Using life as a guide to its own origins, Prof. Lane’s team reconstructed plausible prebiotic amino acid synthesis pathways from highly conserved extant pathways documented in the MetaCyc database. They found a clear pattern between the first position of the codon and the distance from carbon fixation, with the first set of amino acids encoded by guanosine at the first position. This indicates a temporal patterning for the recruitment of amino acids into the genetic code, meaning that the genetic code evolved progressively as proto-metabolic pathways developed. The first amino acids synthesised were assigned to guanosine and as the flux of metabolism increased, amino acids needing further reaction steps were successively assigned bases: adenosine, cytidine and finally uridine. The team then wondered why specific bases were temporally assigned to specific sets of amino acids. For instance, was guanosine assigned to the amino acids requiring the least reaction steps because it too requires the least reaction steps? It appears this is not the case as they were unable to identify a temporal ordering of the cognate nucleotides in line with that of the amino acids. However, a positive feedback loop between the production of glycine and purine nucleotides may explain why early amino acids are encoded by guanosine at the first codon position. Nevertheless, the specific ordering remains unclear.

The team also found that stereochemical interactions between nucleotides and their cognate amino acids were associated with the assignment of the last two codons. The hydrophobicity of amino acid corresponds to the hydrophobicity of its second anticodon. Finally, they found that the third codon position corresponds to size in non-redundant codons. When sister codons (codons that share their first two positions) encode different amino acids, large amino acids are encoded by a large purine base at the third position. Using these three rules, Prof. Lane’s team  were able to assign amino acids to sequences and create a ‘first draft’ code that was very similar to the actual genetic code.

Further work is being done to confirm these rules using nuclear magnetic resonance spectroscopy and molecular dynamic simulations. This hypothesis must further be developed to explain the emergence of mRNA, tRNA and ribosomes. Nevertheless, the scenario presents a framework that explains patterns found in the genetic code and offers a plausible explanation to the origin of biological information. Autotrophic proto-metabolism could have led to the synthesis of short RNA aptamers (RNA oligonucleotides capable of enzymatic activity and of specific binding to target molecules). These molecules initially had no genetic information but may have contributed to protocell growth through their enzymatic activity. As non-random interactions started occurring between random RNA sequences and amino acids, the sequence of the amino acids in the first peptides would have been templated by the RNA sequence.
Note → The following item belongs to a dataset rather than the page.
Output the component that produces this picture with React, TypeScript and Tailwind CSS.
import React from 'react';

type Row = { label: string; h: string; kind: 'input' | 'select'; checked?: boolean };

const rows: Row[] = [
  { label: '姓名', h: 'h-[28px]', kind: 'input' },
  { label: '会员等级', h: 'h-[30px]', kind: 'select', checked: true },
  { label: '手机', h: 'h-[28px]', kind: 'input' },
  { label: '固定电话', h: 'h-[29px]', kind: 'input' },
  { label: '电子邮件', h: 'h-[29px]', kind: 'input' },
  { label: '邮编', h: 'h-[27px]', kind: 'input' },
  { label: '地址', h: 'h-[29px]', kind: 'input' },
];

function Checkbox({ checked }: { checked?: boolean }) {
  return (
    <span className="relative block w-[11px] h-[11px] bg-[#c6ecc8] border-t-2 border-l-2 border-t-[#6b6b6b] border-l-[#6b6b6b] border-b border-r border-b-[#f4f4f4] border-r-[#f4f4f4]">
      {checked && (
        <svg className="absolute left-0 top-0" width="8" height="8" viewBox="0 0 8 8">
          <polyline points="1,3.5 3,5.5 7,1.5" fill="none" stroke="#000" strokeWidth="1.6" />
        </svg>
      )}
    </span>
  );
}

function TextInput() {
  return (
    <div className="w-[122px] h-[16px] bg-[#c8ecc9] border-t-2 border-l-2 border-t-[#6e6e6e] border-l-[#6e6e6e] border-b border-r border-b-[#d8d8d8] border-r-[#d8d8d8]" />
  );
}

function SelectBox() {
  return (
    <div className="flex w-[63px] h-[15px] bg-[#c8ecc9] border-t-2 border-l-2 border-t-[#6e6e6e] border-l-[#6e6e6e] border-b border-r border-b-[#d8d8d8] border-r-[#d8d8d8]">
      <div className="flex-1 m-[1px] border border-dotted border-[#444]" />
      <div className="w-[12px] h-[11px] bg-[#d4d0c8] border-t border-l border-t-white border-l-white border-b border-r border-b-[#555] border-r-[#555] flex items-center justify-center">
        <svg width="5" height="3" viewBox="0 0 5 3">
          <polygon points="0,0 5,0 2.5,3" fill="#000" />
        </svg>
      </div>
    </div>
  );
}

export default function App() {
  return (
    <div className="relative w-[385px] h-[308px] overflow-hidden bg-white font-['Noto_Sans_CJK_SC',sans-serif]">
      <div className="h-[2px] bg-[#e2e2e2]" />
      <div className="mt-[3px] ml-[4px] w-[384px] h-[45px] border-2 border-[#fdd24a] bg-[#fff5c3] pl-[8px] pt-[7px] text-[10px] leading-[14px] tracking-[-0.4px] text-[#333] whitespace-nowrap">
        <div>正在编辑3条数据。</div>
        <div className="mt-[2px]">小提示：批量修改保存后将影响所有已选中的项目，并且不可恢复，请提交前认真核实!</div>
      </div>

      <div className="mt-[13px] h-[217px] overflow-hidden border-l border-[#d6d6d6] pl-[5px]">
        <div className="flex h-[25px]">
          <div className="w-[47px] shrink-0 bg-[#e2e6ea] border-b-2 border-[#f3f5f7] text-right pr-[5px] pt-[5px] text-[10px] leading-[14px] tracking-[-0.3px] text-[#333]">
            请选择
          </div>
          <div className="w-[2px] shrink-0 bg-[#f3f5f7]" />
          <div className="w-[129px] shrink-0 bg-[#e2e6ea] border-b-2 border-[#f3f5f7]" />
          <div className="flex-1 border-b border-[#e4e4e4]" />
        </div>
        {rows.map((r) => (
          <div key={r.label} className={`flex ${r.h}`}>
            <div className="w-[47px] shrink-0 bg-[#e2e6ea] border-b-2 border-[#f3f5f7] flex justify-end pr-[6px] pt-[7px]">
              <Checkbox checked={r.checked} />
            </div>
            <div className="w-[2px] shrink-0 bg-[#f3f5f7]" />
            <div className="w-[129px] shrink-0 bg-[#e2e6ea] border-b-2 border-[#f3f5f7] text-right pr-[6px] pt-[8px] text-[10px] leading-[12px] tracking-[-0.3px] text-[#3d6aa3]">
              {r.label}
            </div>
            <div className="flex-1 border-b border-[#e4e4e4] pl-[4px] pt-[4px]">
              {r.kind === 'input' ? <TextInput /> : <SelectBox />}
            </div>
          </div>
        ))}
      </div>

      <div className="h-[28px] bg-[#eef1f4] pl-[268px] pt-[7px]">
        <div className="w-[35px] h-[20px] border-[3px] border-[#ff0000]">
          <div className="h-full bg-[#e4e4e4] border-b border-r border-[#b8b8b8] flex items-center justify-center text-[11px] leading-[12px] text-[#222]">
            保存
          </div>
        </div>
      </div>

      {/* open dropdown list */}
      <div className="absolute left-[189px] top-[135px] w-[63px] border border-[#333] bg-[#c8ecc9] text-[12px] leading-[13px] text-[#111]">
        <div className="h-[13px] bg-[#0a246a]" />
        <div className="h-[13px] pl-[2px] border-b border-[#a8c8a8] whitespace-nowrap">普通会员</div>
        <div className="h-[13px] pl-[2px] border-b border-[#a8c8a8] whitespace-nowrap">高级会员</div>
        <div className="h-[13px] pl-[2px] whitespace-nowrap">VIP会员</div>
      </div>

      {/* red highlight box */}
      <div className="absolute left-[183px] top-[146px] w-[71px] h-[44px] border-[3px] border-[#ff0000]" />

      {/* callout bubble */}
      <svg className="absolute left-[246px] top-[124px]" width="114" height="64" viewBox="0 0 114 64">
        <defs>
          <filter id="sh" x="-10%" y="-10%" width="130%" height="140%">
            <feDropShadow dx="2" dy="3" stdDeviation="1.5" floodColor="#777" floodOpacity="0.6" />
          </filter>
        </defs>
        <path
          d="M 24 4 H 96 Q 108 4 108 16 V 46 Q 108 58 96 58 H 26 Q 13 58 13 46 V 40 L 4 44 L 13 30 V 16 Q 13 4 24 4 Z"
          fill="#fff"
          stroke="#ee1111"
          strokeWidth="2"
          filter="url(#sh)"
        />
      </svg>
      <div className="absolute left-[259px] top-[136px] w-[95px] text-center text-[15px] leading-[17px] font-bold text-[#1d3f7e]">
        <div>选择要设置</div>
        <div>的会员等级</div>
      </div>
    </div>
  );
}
Deterministic chemistry would then have been able to become genetic information, eventually leading to the origin of life.
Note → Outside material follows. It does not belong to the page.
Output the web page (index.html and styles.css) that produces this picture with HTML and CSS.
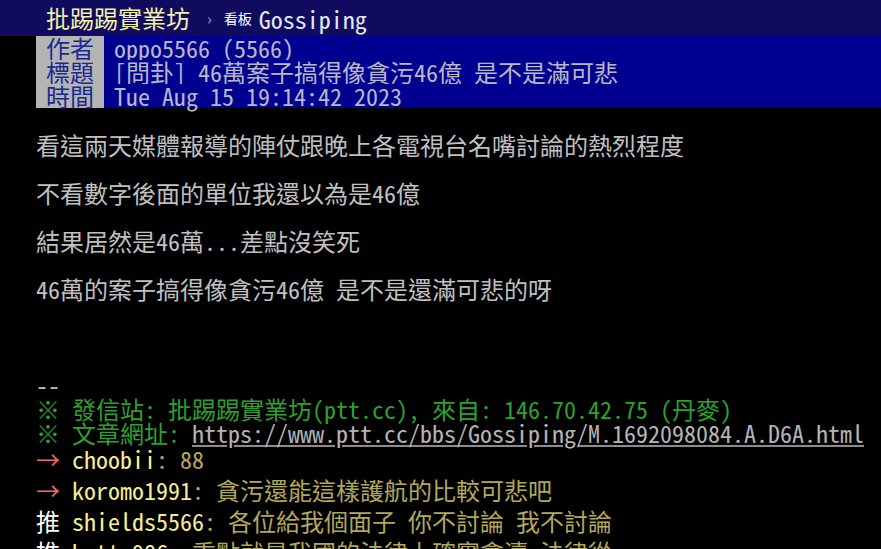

  1. Koonin EV. The meaning of biological information. Philosophical Transactions of the Royal Society A: Mathematical, Physical and Engineering Sciences. 2016;374(2063):20150065.
  2. Fani R. The Origin and Evolution of Metabolic Pathways: Why and How did Primordial Cells Construct Metabolic Routes? Evolution: Education and Outreach. 2012;5(3):367-81.
  3. Harrison SA, Lane N. Life as a guide to prebiotic nucleotide synthesis. Nature Communications. 2018;9(1).
  4. Harrison SA, Palmeira RN, Halpern A, Lane N. A biophysical basis for the emergence of the genetic code in protocells. Biochimica Et Biophysica Acta-Bioenergetics. 2022;1863(8).
  5. Yi J, Kaur H, Kazöne W, Rauscher SA, Gravillier LA, Muchowska KB, et al. A Nonenzymatic Analog of Pyrimidine Nucleobase Biosynthesis. Angewandte Chemie International Edition. 2022;61(23).